The attempt made by King Philip to convert the Netherlands into a Spanish dependency and to govern it by Spanish ministers excited the resentment of Egmont and other leading members of the Netherlands aristocracy. Between him and Cardinal Granvella, the all-powerful minister of the regent Margaret of Parma, there was no love lost. As a member of the council of state Egmont joined the prince of Orange in a vigorous protest addressed to Philip (1561) against the autocratic proceedings of the minister; and two years later he again protested in conjunction with the prince of Orange and Count Horn. In the spring of 1564 Granvella left the Netherlands, and the malcontent nobles once more took their places in the council of state. The resolve, however, of Philip to enforce the decrees of the council of Trent throughout the Netherlands once more aroused their resentment. Although himself a good Catholic, Egmont had no wish to see the Spanish Inquisition established in his native country. Orange, Egmont and others were convinced that the enforcement of the decrees in the Netherlands was impossible, and, in January 1665, Egmont accepted a special mission to Spain to make known to Philip the state of affairs and the disposition of the people. At Madrid the king gave him an ostentatiously cordial reception, and all the courtiers vied with one another in lavishing professions of respect upon him. They knew his vain and somewhat unstable character, and hoped to win him over without conceding anything to the wishes of the Netherlanders. The king gave him plenty of flatteries and promises, but steadily evaded any serious discussion of the object of his mission, and Egmont finally returned home without having accomplished anything. At the same time Philip sent further instructions to the regent to abate nothing of the severity of the persecution.

Egmont was naturally indignant at the treatment he had received, while the terrors of the Inquisition were steadily rousing the people to a state of frenzied excitement. In 1566 a confederacy of the lesser nobility was formed (Les Gueux) whose principles were set out in a document known as the Compromise. From this league Egmont held aloof; he declined to take any step savouring of actual disloyalty to his sovereign. He withdrew to his government of Flanders, and as stadtholder took active measures for the persecution of heretics. But in the eyes of Philip he had long been a marked man. The Spanish king had temporized only until the moment arrived when he could crush opposition by force. In the summer of 1567 the duke of Alva was despatched to the Netherlands at the head of an army of veterans to supersede the regent Margaret and restore order in the discontented provinces. Orange fled to Germany after having vainly warned Egmont and Horn of the dangers that threatened them. Alva was at pains to lull their suspicions, and then suddenly seized them both and threw them in the castle of Ghent. Their trial was a farce, for their fate had already been determined before Alva left Spain.
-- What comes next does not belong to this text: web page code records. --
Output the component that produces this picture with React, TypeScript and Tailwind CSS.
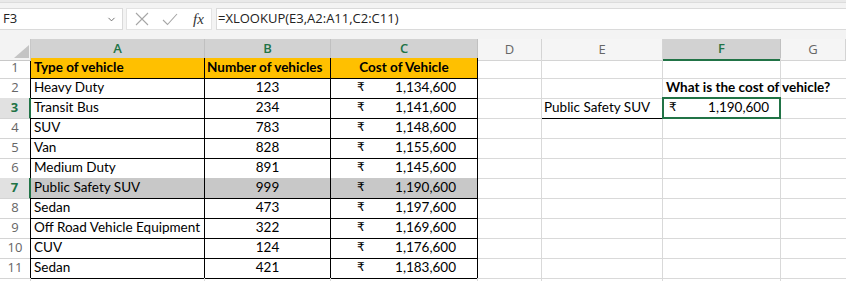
import { ChevronDown } from 'lucide-react'

const GRID = 'grid grid-cols-[31px_174px_126px_147px_64px_121px_118px_1fr]'
const CELL_FONT = "font-['Lato',sans-serif] text-[13.5px] leading-[19px] text-black"
const HEAD_FONT = "font-['Open_Sans',sans-serif] text-[13px]"

const data: [string, number, string][] = [
  ['Heavy Duty', 123, '1,134,600'],
  ['Transit Bus', 234, '1,141,600'],
  ['SUV', 783, '1,148,600'],
  ['Van', 828, '1,155,600'],
  ['Medium Duty', 891, '1,145,600'],
  ['Public Safety SUV', 999, '1,190,600'],
  ['Sedan', 473, '1,197,600'],
  ['Off Road Vehicle Equipment', 322, '1,169,600'],
  ['CUV', 124, '1,176,600'],
  ['Sedan', 421, '1,183,600'],
]

const columns = ['A', 'B', 'C', 'D', 'E', 'F', 'G']
const selectedCols = ['A', 'B', 'C', 'F']

function FormulaBar() {
  return (
    <div className="bg-[#f3f3f3]">
      <div className="h-[3px] border-b border-[#dcdcdc] bg-[#e9e9e9]" />
      <div className="flex h-[36px] pt-[5px] pb-[9px]">
        <div className="flex w-[123px] items-center justify-between border-y border-r border-[#dadada] bg-white pl-[3px] pr-[5px]">
          <span className={HEAD_FONT + ' text-[#222]'}>F3</span>
          <ChevronDown size={11} strokeWidth={2} className="text-[#666]" />
        </div>
        <div className="ml-[3px] flex w-[86px] items-center border border-[#e3e3e3] bg-white pl-[8px]">
          <svg width="14" height="14" viewBox="0 0 14 14" className="text-[#a6a6a6]">
            <path d="M1 1 L13 13 M13 1 L1 13" stroke="currentColor" strokeWidth="1.1" fill="none" />
          </svg>
          <svg width="16" height="14" viewBox="0 0 16 14" className="ml-[13px] text-[#a6a6a6]">
            <path d="M1 8 L5.5 12.5 L15 2" stroke="currentColor" strokeWidth="1.1" fill="none" />
          </svg>
          <span className="ml-[15px] font-['Liberation_Serif',serif] text-[15px] italic text-[#333]">fx</span>
        </div>
        <div className="ml-[4px] flex flex-1 items-center border-y border-l border-[#dadada] bg-white pl-[1px]">
          <span className={HEAD_FONT + ' text-[13.5px] text-[#222]'}>=XLOOKUP(E3,A2:A11,C2:C11)</span>
        </div>
      </div>
    </div>
  )
}

function ColumnHeaders() {
  return (
    <div className={GRID + ' h-[19px]'}>
      <div className="relative border-r border-b border-[#c8c8c8] bg-[#f3f3f3]">
        <svg width="15" height="13" viewBox="0 0 15 13" className="absolute right-[1px] bottom-[2px]">
          <polygon points="15,0 15,13 0,13" fill="#c4c4c4" />
        </svg>
      </div>
      {columns.map((c) => {
        const sel = selectedCols.includes(c)
        return (
          <div
            key={c}
            className={
              sel
                ? HEAD_FONT + ' flex items-center justify-center border-r border-b-2 border-r-[#c0c0c0] border-b-[#217346] bg-[#d2d2d2] font-semibold text-[#217346]'
                : HEAD_FONT + ' flex items-center justify-center border-r border-b border-[#d4d4d4] bg-[#f5f5f5] text-[#666]'
            }
          >
            {c}
          </div>
        )
      })}
    </div>
  )
}

function RowHeader({ n, label = true }: { n: number; label?: boolean }) {
  const sel = n === 3 || n === 7
  if (sel) {
    return (
      <div className={HEAD_FONT + ' flex items-center justify-center border-r-2 border-b border-r-[#217346] border-b-[#d4d4d4] bg-[#e1e1e1] font-bold text-[#217346]'}>
        {n}
      </div>
    )
  }
  return (
    <div
      className={
        n <= 11
          ? HEAD_FONT + ' flex items-center justify-center border-r border-b border-r-black border-b-[#d4d4d4] text-[#666]'
          : HEAD_FONT + ' flex items-center justify-center border-r border-b border-[#d4d4d4] text-[#666]'
      }
    >
      {label ? n : null}
    </div>
  )
}

function Rupee({ value, left, right }: { value: string; left: string; right: string }) {
  return (
    <div className={'flex justify-between ' + left + ' ' + right}>
      <span className="font-['DejaVu_Sans',sans-serif] text-[12px]">₹</span>
      <span>{value}</span>
    </div>
  )
}

function Gap({ extra = '' }: { extra?: string }) {
  return <div className={CELL_FONT + ' border-r border-b border-[#d9d9d9] ' + extra} />
}

export default function App() {
  return (
    <div className="h-[281px] w-[846px] overflow-hidden bg-white">
      <FormulaBar />
      <ColumnHeaders />

      {/* row 1 */}
      <div className={GRID + ' h-[20px]'}>
        <RowHeader n={1} />
        <div className={CELL_FONT + ' border-r border-b border-black bg-[#ffc000] pl-[3px] font-bold'}>Type of vehicle</div>
        <div className={CELL_FONT + ' border-r border-b border-black bg-[#ffc000] pl-[2px] font-bold whitespace-nowrap'}>Number of vehicles</div>
        <div className={CELL_FONT + ' border-r border-b border-black bg-[#ffc000] text-center font-bold'}>Cost of Vehicle</div>
        <Gap />
        <Gap />
        <Gap />
        <Gap extra="border-r-0" />
      </div>

      {data.map(([name, count, cost], i) => {
        const n = i + 2
        const fill = n === 7 ? ' bg-[#c8c8c8]' : ''
        return (
          <div key={n} className={GRID + ' h-[20px]'}>
            <RowHeader n={n} />
            <div className={CELL_FONT + ' border-r border-b border-black pl-[3px] whitespace-nowrap' + fill}>{name}</div>
            <div className={CELL_FONT + ' border-r border-b border-black text-center' + fill}>{count}</div>
            <div className={CELL_FONT + ' border-r border-b border-black' + fill}>
              <Rupee value={cost} left="pl-[26px]" right="pr-[21px]" />
            </div>
            <Gap />
            {n === 3 ? (
              <div className={CELL_FONT + ' border-r border-b border-r-[#d9d9d9] border-b-black pl-[2px] whitespace-nowrap'}>Public Safety SUV</div>
            ) : (
              <Gap />
            )}
            {n === 2 ? (
              <div className={CELL_FONT + ' overflow-visible border-r border-b border-[#d9d9d9] pl-[3px] font-bold whitespace-nowrap'}>What is the cost of vehicle?</div>
            ) : n === 3 ? (
              <div className={CELL_FONT + ' relative border-r border-b border-[#d9d9d9]'}>
                <Rupee value="1,190,600" left="pl-[6px]" right="pr-[11px]" />
                <div className="absolute -top-px -left-px right-[-1px] bottom-[-1px] border-2 border-[#217346]" />
              </div>
            ) : (
              <Gap />
            )}
            <Gap extra="border-r-0" />
          </div>
        )
      })}

      {/* row 12, only its top edge shows */}
      <div className={GRID + ' h-[20px]'}>
        <RowHeader n={12} label={false} />
        <Gap />
        <Gap />
        <Gap />
        <Gap />
        <Gap />
        <Gap />
        <Gap extra="border-r-0" />
      </div>
    </div>
  )
}
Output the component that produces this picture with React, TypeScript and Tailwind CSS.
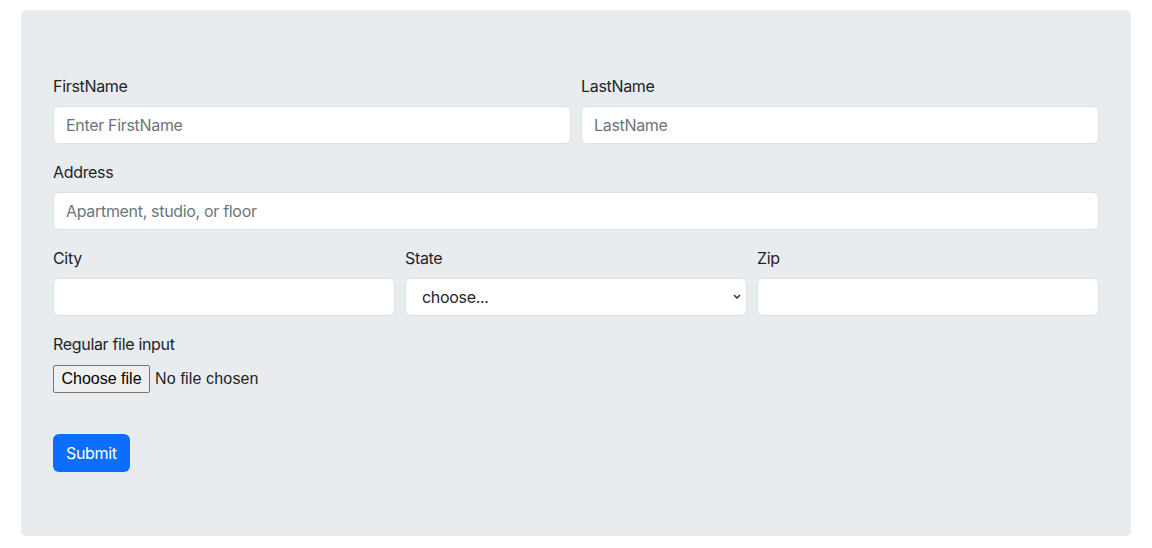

After some months of imprisonment they were removed to Brussels, where sentence was pronounced upon them (June 4) by the infamous Council of Blood erected by Alva. They were condemned to death for high treason. It was in vain that the most earnest intercessions were made in behalf of Egmont by the emperor Maximilian, by the knights of the order of the Golden Fleece, by the states of Brabant, and by several of the German princes. Vain, too, was the pathetic pleading of his wife, who with her eleven children was reduced to want, and had taken refuge in a convent. Egmont was beheaded at Brussels in the square before the town hall on the day after his sentence had been publicly pronounced (June 5, 1568). He met his fate with calm resignation; and in the storm of terror and exasperation to which this tragedy gave rise Egmont’s failings were forgotten, and he and his fellow-victim to Spanish tyranny were glorified in the popular imagination as martyrs of Flemish freedom. From this memorable event, which Goethe made the theme of his play Egmont (1788), is usually dated the beginning of the famous revolt of the Netherlands. In 1865 a monument to Counts Egmont and Horn, by Fraiken, was erected on the spot where they were beheaded.

Bibliography.—T. Juste, Le Comte d’Egmont et le comte de Hornes (Brussels, 1862), Les Pays-Bas sous Philippe II, 1555-1565 (2 vols., Brussels, 1855); J. L. Motley, Rise of the Dutch Republic, 1555-1584 (3 vols., London, 1856); J. P. Blok, History of the People of the Netherlands (tr. from Dutch), vol. iii. (New York, 1900); R. Fruin, Het voorspel van den tastigjarigen oorlag (Amsterdam, 1866); E. Marx, Studien zur Geschichte des niederländischen Aufstandes (Leipzig, 1902).